Aim>
Quote the records beneath, complete and exact. Leave out images.
** Start Dataset entries **
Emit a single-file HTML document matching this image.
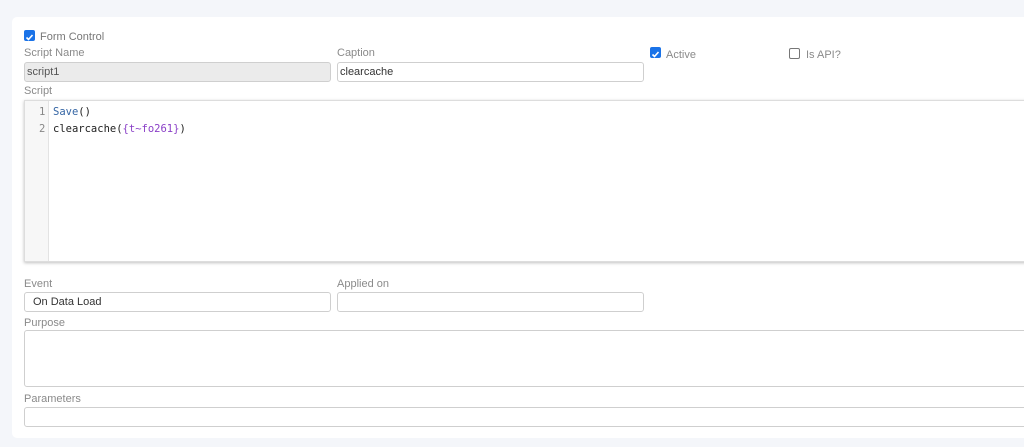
<!DOCTYPE html>
<html><head><style>
body{margin:0;width:1024px;height:447px;background:#f4f6fa;font-family:"Liberation Sans",sans-serif;overflow:hidden;position:relative}
.card{position:absolute;left:12px;top:17px;width:1020px;height:421px;background:#fff;border-radius:5px}
.lbl{position:absolute;font-size:11px;color:#8a8a8a}
.inp{position:absolute;height:20px;border:1px solid #cfcfcf;border-radius:3px;background:#fff;font-size:11px;color:#333;line-height:18px;box-sizing:border-box;padding-left:2px}
.cb{position:absolute;width:11px;height:11px;border-radius:2px}
.on{background:#1a73e8}
.off{border:1px solid #777;box-sizing:border-box}
.ed{position:absolute;left:24px;top:100px;width:1010px;height:160px;border:1px solid #ddd;box-shadow:0 1px 3px rgba(0,0,0,.25);background:#fff}
.gut{position:absolute;left:0;top:0;width:23px;height:100%;background:#f7f7f7;border-right:1px solid #e3e3e3}
.code{position:absolute;font-family:"DejaVu Sans Mono","Liberation Mono",monospace;font-size:10.5px;color:#222}
.ln{color:#888}
</style></head><body>
<div class="card"></div>
<div class="cb on" style="left:24px;top:30px"><svg width="11" height="11"><path d="M2.5 5.5l2 2L8.5 3" stroke="#fff" stroke-width="1.6" fill="none"/></svg></div>
<div class="lbl" style="left:40px;top:31px;color:#777">Form Control</div>
<div class="lbl" style="left:24px;top:47px">Script Name</div>
<div class="inp" style="left:24px;top:62px;width:307px;background:#ebebeb;color:#555">script1</div>
<div class="lbl" style="left:337px;top:47px">Caption</div>
<div class="inp" style="left:337px;top:62px;width:307px">clearcache</div>
<div class="cb on" style="left:650px;top:47px"><svg width="11" height="11"><path d="M2.5 5.5l2 2L8.5 3" stroke="#fff" stroke-width="1.6" fill="none"/></svg></div>
<div class="lbl" style="left:666px;top:49px">Active</div>
<div class="cb off" style="left:789px;top:48px"></div>
<div class="lbl" style="left:806px;top:49px">Is API?</div>
<div class="lbl" style="left:24px;top:85px">Script</div>
<div class="ed"><div class="gut"></div>
<div class="code" style="left:14px;top:5px"><span class="ln">1</span></div>
<div class="code" style="left:28px;top:5px"><span style="color:#3465a4">Save</span>()</div>
<div class="code" style="left:14px;top:22px"><span class="ln">2</span></div>
<div class="code" style="left:28px;top:22px">clearcache(<span style="color:#8a3fc7">{t~fo261}</span>)</div>
</div>
<div class="lbl" style="left:24px;top:278px">Event</div>
<div class="inp" style="left:24px;top:292px;width:307px;padding-left:8px">On Data Load</div>
<div class="lbl" style="left:337px;top:278px">Applied on</div>
<div class="inp" style="left:337px;top:292px;width:307px"></div>
<div class="lbl" style="left:24px;top:317px">Purpose</div>
<div class="inp" style="left:24px;top:330px;width:1010px;height:57px"></div>
<div class="lbl" style="left:24px;top:393px">Parameters</div>
<div class="inp" style="left:24px;top:407px;width:1010px;height:20px"></div>
</body></html>
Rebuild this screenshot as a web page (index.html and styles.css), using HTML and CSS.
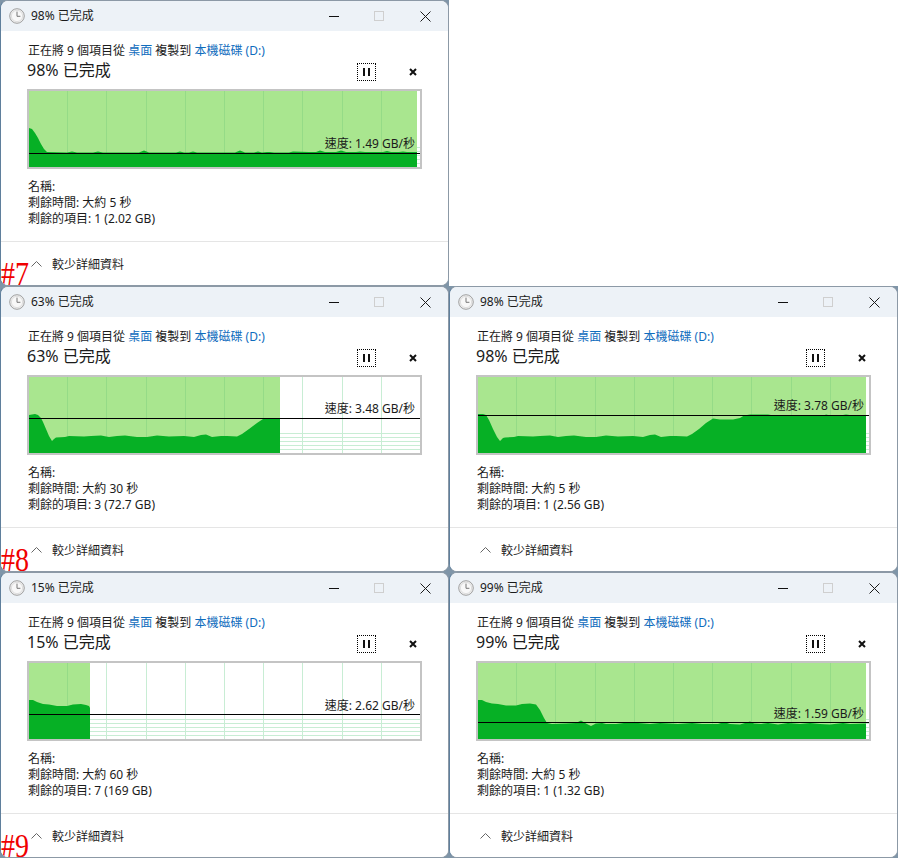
** End Dataset entries **
Result of the exercise>
Emit a single-file HTML document matching this image.
<!DOCTYPE html>
<html><head><style>
body{margin:0;width:1024px;height:447px;background:#f4f6fa;font-family:"Liberation Sans",sans-serif;overflow:hidden;position:relative}
.card{position:absolute;left:12px;top:17px;width:1020px;height:421px;background:#fff;border-radius:5px}
.lbl{position:absolute;font-size:11px;color:#8a8a8a}
.inp{position:absolute;height:20px;border:1px solid #cfcfcf;border-radius:3px;background:#fff;font-size:11px;color:#333;line-height:18px;box-sizing:border-box;padding-left:2px}
.cb{position:absolute;width:11px;height:11px;border-radius:2px}
.on{background:#1a73e8}
.off{border:1px solid #777;box-sizing:border-box}
.ed{position:absolute;left:24px;top:100px;width:1010px;height:160px;border:1px solid #ddd;box-shadow:0 1px 3px rgba(0,0,0,.25);background:#fff}
.gut{position:absolute;left:0;top:0;width:23px;height:100%;background:#f7f7f7;border-right:1px solid #e3e3e3}
.code{position:absolute;font-family:"DejaVu Sans Mono","Liberation Mono",monospace;font-size:10.5px;color:#222}
.ln{color:#888}
</style></head><body>
<div class="card"></div>
<div class="cb on" style="left:24px;top:30px"><svg width="11" height="11"><path d="M2.5 5.5l2 2L8.5 3" stroke="#fff" stroke-width="1.6" fill="none"/></svg></div>
<div class="lbl" style="left:40px;top:31px;color:#777">Form Control</div>
<div class="lbl" style="left:24px;top:47px">Script Name</div>
<div class="inp" style="left:24px;top:62px;width:307px;background:#ebebeb;color:#555">script1</div>
<div class="lbl" style="left:337px;top:47px">Caption</div>
<div class="inp" style="left:337px;top:62px;width:307px">clearcache</div>
<div class="cb on" style="left:650px;top:47px"><svg width="11" height="11"><path d="M2.5 5.5l2 2L8.5 3" stroke="#fff" stroke-width="1.6" fill="none"/></svg></div>
<div class="lbl" style="left:666px;top:49px">Active</div>
<div class="cb off" style="left:789px;top:48px"></div>
<div class="lbl" style="left:806px;top:49px">Is API?</div>
<div class="lbl" style="left:24px;top:85px">Script</div>
<div class="ed"><div class="gut"></div>
<div class="code" style="left:14px;top:5px"><span class="ln">1</span></div>
<div class="code" style="left:28px;top:5px"><span style="color:#3465a4">Save</span>()</div>
<div class="code" style="left:14px;top:22px"><span class="ln">2</span></div>
<div class="code" style="left:28px;top:22px">clearcache(<span style="color:#8a3fc7">{t~fo261}</span>)</div>
</div>
<div class="lbl" style="left:24px;top:278px">Event</div>
<div class="inp" style="left:24px;top:292px;width:307px;padding-left:8px">On Data Load</div>
<div class="lbl" style="left:337px;top:278px">Applied on</div>
<div class="inp" style="left:337px;top:292px;width:307px"></div>
<div class="lbl" style="left:24px;top:317px">Purpose</div>
<div class="inp" style="left:24px;top:330px;width:1010px;height:57px"></div>
<div class="lbl" style="left:24px;top:393px">Parameters</div>
<div class="inp" style="left:24px;top:407px;width:1010px;height:20px"></div>
</body></html>
Rebuild this screenshot as a web page (index.html and styles.css), using HTML and CSS.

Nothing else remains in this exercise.